Financial services, in which, like others in this House, I have interests in and knowledge of here in the United Kingdom, have flourished in Gibraltar. I have gone into the matter in a little detail and I think that they are based on very high regulatory standards. It is my understanding that the relevant UK departments are content with the present arrangements. Indeed, back in December 2016 my right honourable friend the Prime Minister stressed this in the House of Commons following an exchange of notes between us and Gibraltar saying that we are content with the current arrangements and that the UK’s law enforcement objectives are being met. I believe that that has been confirmed by my noble friend Lady Anelay at the Foreign and Commonwealth Office.

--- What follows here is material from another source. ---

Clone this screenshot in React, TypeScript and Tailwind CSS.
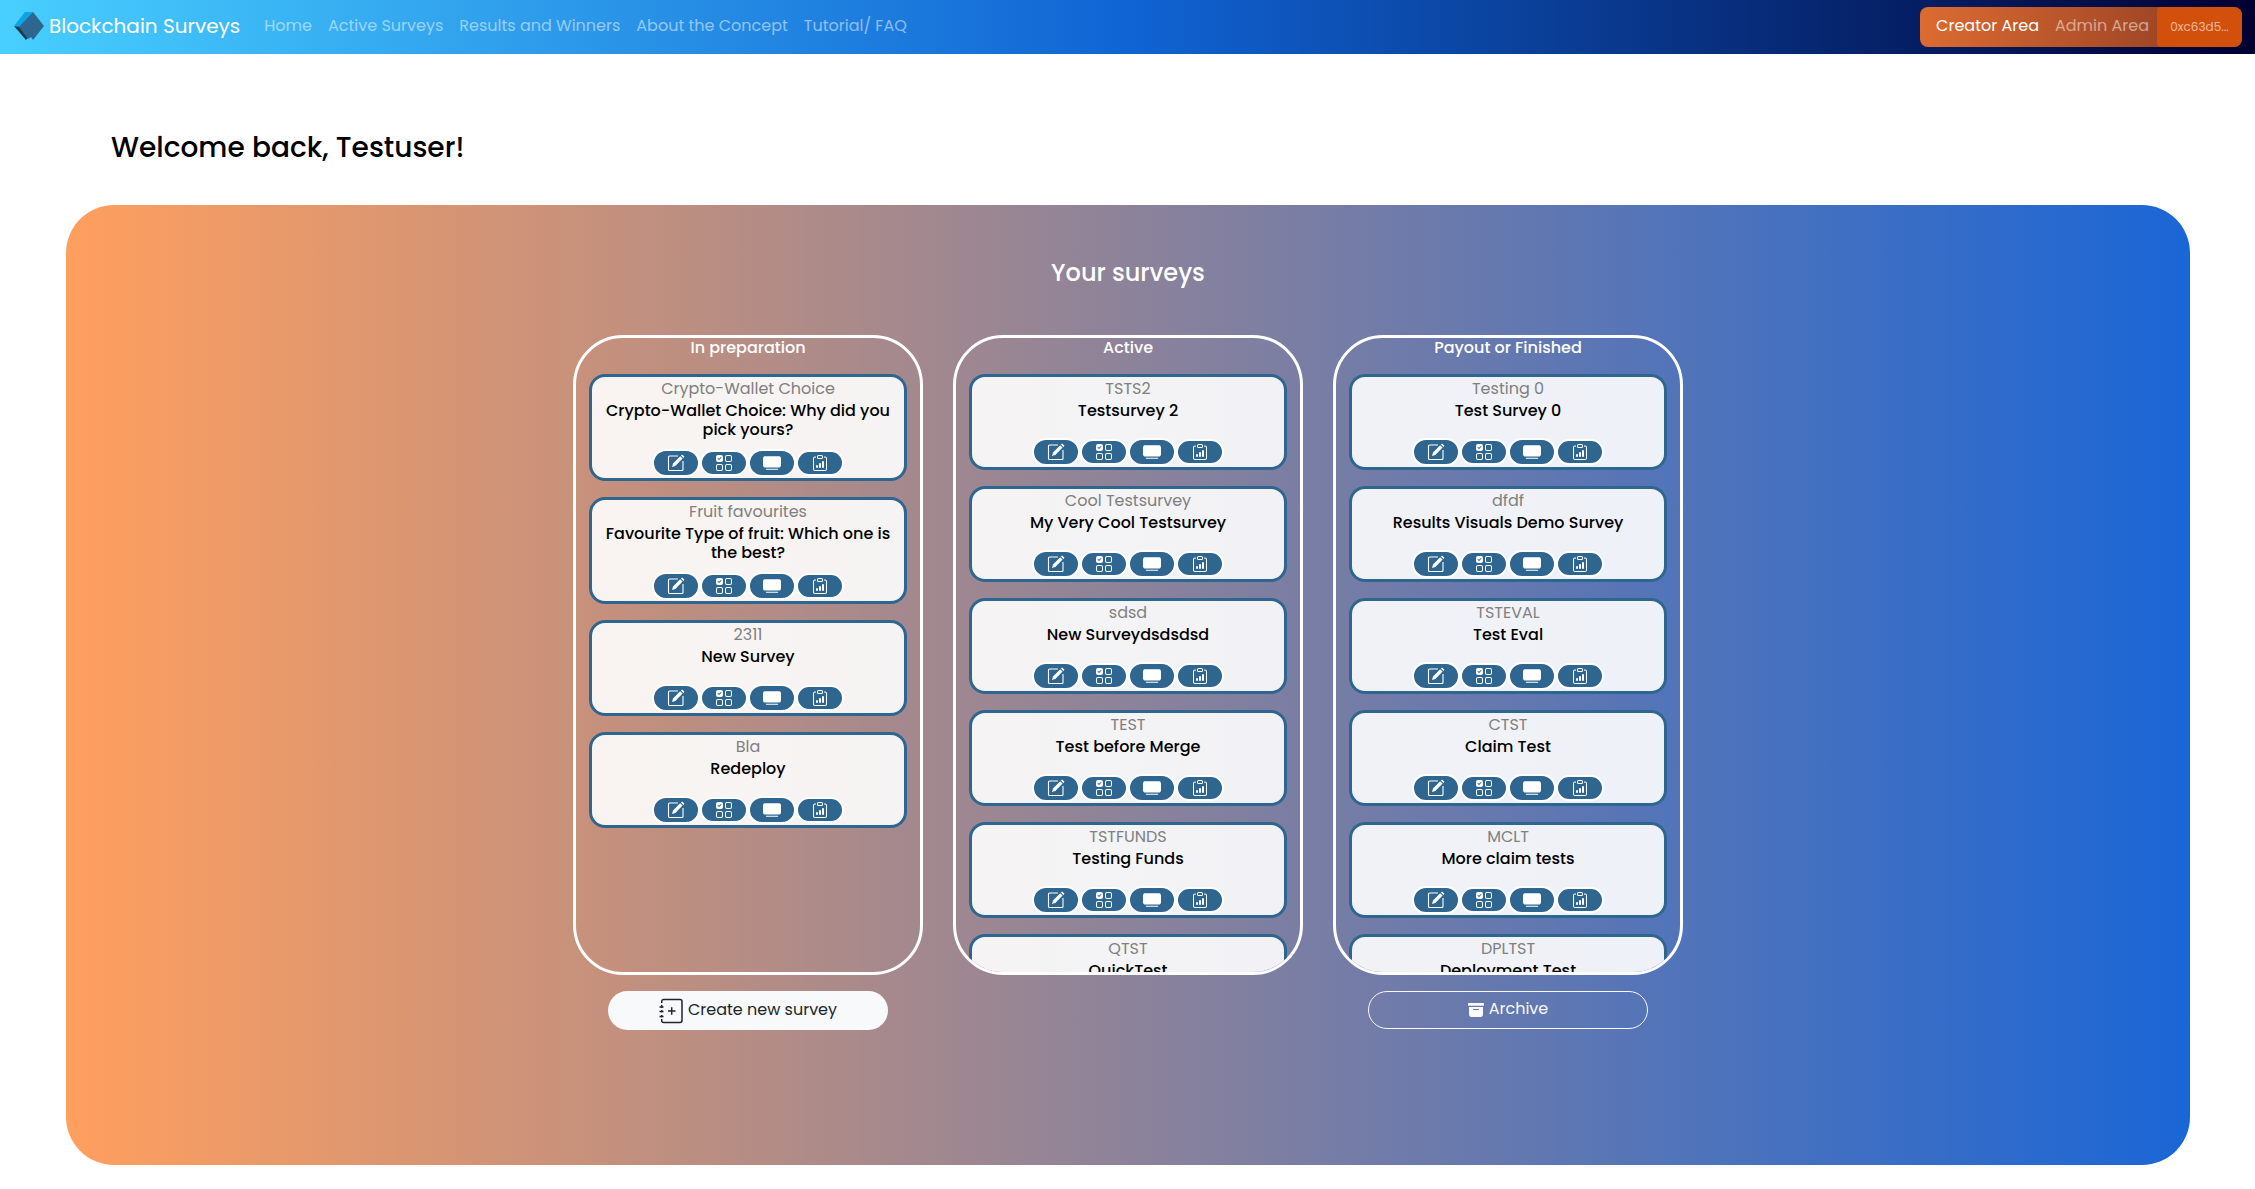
import { BsArchiveFill, BsClipboardData, BsTvFill, BsUiChecksGrid } from 'react-icons/bs';

type Survey = { code: string; title: string };

const preparation: Survey[] = [
  { code: 'Crypto-Wallet Choice', title: 'Crypto-Wallet Choice: Why did you pick yours?' },
  { code: 'Fruit favourites', title: 'Favourite Type of fruit: Which one is the best?' },
  { code: '2311', title: 'New Survey' },
  { code: 'Bla', title: 'Redeploy' },
];

const active: Survey[] = [
  { code: 'TSTS2', title: 'Testsurvey 2' },
  { code: 'Cool Testsurvey', title: 'My Very Cool Testsurvey' },
  { code: 'sdsd', title: 'New Surveydsdsdsd' },
  { code: 'TEST', title: 'Test before Merge' },
  { code: 'TSTFUNDS', title: 'Testing Funds' },
  { code: 'QTST', title: 'QuickTest' },
];

const finished: Survey[] = [
  { code: 'Testing 0', title: 'Test Survey 0' },
  { code: 'dfdf', title: 'Results Visuals Demo Survey' },
  { code: 'TSTEVAL', title: 'Test Eval' },
  { code: 'CTST', title: 'Claim Test' },
  { code: 'MCLT', title: 'More claim tests' },
  { code: 'DPLTST', title: 'Deployment Test' },
];

const links = ['Home', 'Active Surveys', 'Results and Winners', 'About the Concept', 'Tutorial/ FAQ'];

function Logo() {
  return (
    <svg viewBox="0 0 30 30" className="size-[30px]" aria-hidden="true">
      <path d="M11 1 L19 1 L6 16 L0 15 Z" fill="#0aa5e2" />
      <path d="M0 15 L6 16 L15 26 L12 29 Z" fill="#173a52" />
      <path d="M19 1 L30 15 L19 29 L17 26 L14 28 L5 16 Z" fill="#2f6690" />
    </svg>
  );
}

function EditIcon() {
  return (
    <svg viewBox="0 0 18 18" className="size-[18px]" fill="none" aria-hidden="true">
      <path d="M11 2H2.5a1 1 0 0 0-1 1v12.5a1 1 0 0 0 1 1H15a1 1 0 0 0 1-1V7" stroke="currentColor" strokeWidth="1.1" />
      <path d="M5 13l1-3.4 7.2-7.4 2.4 2.4-7.3 7.3zM14 1.5l1.1-1.1 2.4 2.4-1.1 1.1z" fill="currentColor" />
    </svg>
  );
}

function JournalPlusIcon() {
  return (
    <svg viewBox="0 0 24 26" className="h-[26px] w-6" fill="none" stroke="currentColor" strokeWidth="1.5" aria-hidden="true">
      <path d="M2.7 5V3.5a2 2 0 0 1 2-2H21a2 2 0 0 1 2 2v19a2 2 0 0 1-2 2H4.700a2 2 0 0 1-2-2V21" />
      <path d="M0.500 9h4M0.500 13.500h4M0.500 18.500h4M2.700 7v3M2.700 12v2.500M2.700 17v2.500M9 13h7.500M12.700 9.300v7.500" />
    </svg>
  );
}

const small = 'flex h-[26px] w-12 items-center justify-center rounded-full border-2 border-white bg-[#2f6690] text-white';
const tall = 'flex h-7 w-12 items-center justify-center rounded-full border-2 border-white bg-[#2f6690] text-white';

function Card({ code, title }: Survey) {
  return (
    <li className="flex shrink-0 flex-col items-center rounded-2xl border-3 border-[#2f6690] bg-white/90 text-center">
      <p className="leading-6 text-[#808080]">{code}</p>
      <h4 className="min-h-[27px] px-2 leading-[19px] font-medium text-black">{title}</h4>
      <div className="mt-[10px] mb-px flex h-7 items-center">
        <button type="button" aria-label={`Edit ${title}`} className={tall}><EditIcon /></button>
        <button type="button" aria-label={`Questions of ${title}`} className={small}><BsUiChecksGrid className="size-4" /></button>
        <button type="button" aria-label={`Preview ${title}`} className={tall}><BsTvFill className="size-[18px]" /></button>
        <button type="button" aria-label={`Results of ${title}`} className={small}><BsClipboardData className="size-4" /></button>
      </div>
    </li>
  );
}

function Column({ heading, surveys }: { heading: string; surveys: Survey[] }) {
  return (
    <section className="h-[640px] overflow-hidden rounded-[50px] border-3 border-white px-[13px]">
      <h3 className="h-9 text-center leading-[19px] font-medium text-white">{heading}</h3>
      <ul className="flex flex-col gap-4">
        {surveys.map((s) => <Card key={s.code} {...s} />)}
      </ul>
    </section>
  );
}

export default function App() {
  return (
    <div className="min-h-screen bg-white pb-6 font-[Poppins,Inter,sans-serif] text-base">
      <header className="flex h-[54px] items-center justify-between bg-[linear-gradient(90deg,#48cfff_0%,#1064d4_50%,#000032_100%)] pr-[13px] pl-[14px]">
        <div className="flex items-center pb-0.5">
          <a href="#" className="flex items-center gap-[5px] text-xl text-white"><Logo />Blockchain Surveys</a>
          <nav className="ml-4 flex text-white/50">
            {links.map((l) => <a key={l} href="#" className="px-2">{l}</a>)}
          </nav>
        </div>
        <nav className="flex h-10 items-center overflow-hidden rounded-lg bg-[linear-gradient(90deg,#dd6b31,#8b3a22)] pl-2 leading-[22px]">
          <a href="#" className="px-2 pb-0.5 text-white">Creator Area</a>
          <a href="#" className="px-2 pb-0.5 text-white/50">Admin Area</a>
          <button type="button" className="h-10 w-[85px] rounded bg-[#d2500c] text-xs text-white/60">0xc63d5...</button>
        </nav>
      </header>
      <main className="pr-[65px] pl-[66px]">
        <h1 className="pt-[73px] pl-[45px] text-[28px] leading-[42px] font-medium text-black">Welcome back, Testuser!</h1>
        <div className="mt-9 flex h-[960px] flex-col items-center rounded-[48px] bg-linear-to-r/srgb from-[#ff9f5e] to-[#1a66d6] pt-[52px]">
          <h2 className="text-2xl leading-8 font-medium text-white">Your surveys</h2>
          <div className="mt-[46px] grid grid-cols-[repeat(3,350px)] gap-x-[30px] gap-y-4">
            <Column heading="In preparation" surveys={preparation} />
            <Column heading="Active" surveys={active} />
            <Column heading="Payout or Finished" surveys={finished} />
            <button type="button" className="flex h-[39px] w-[280px] items-center justify-center gap-[5px] justify-self-center rounded-full bg-[#f8f9fa] text-[#212529]"><JournalPlusIcon /><span className="pb-0.5">Create new survey</span></button>
            <button type="button" className="col-start-3 flex h-[38px] w-[280px] items-center justify-center gap-[5px] justify-self-center rounded-full border border-[#f8f9fa] text-[#f8f9fa]"><BsArchiveFill className="size-4" /><span className="pb-0.5">Archive</span></button>
          </div>
        </div>
      </main>
    </div>
  );
}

Setting aside the undoubted legislative can of worms that would be opened by seeking for the first time to impose legislation from Westminster, and thus setting a precedent for those who have unfriendly feelings towards that little place and therefore could use it in a malign way, I stress that a great deal has gone on lately. Gibraltar has set up a register of beneficial ownership under the terms of the fourth anti-money laundering directive. This builds on Gibraltar’s record of effectiveness in the exchange of information. Indeed, the OECD has recognised that, admittedly using a phrase that is not a ringing endorsement, in a recent review and has classed Gibraltar with the UK, the US and Germany in the top category known as—they do not like to overspeak in the OECD—“largely compliant”, so Gibraltar is there with those other countries.

I simply seek a reconfirmation from my noble friend on the Front Bench, if confirmation is needed, that HMG have no intention of allowing the provisions of this Bill to extend by default to Gibraltar with its entirely independent legislative arrangements, curious though they are. If my noble friend does not have time to address this point during her wind-up remarks, I will fully understand. She may choose to write to me and place a copy of that letter in the Library of the House.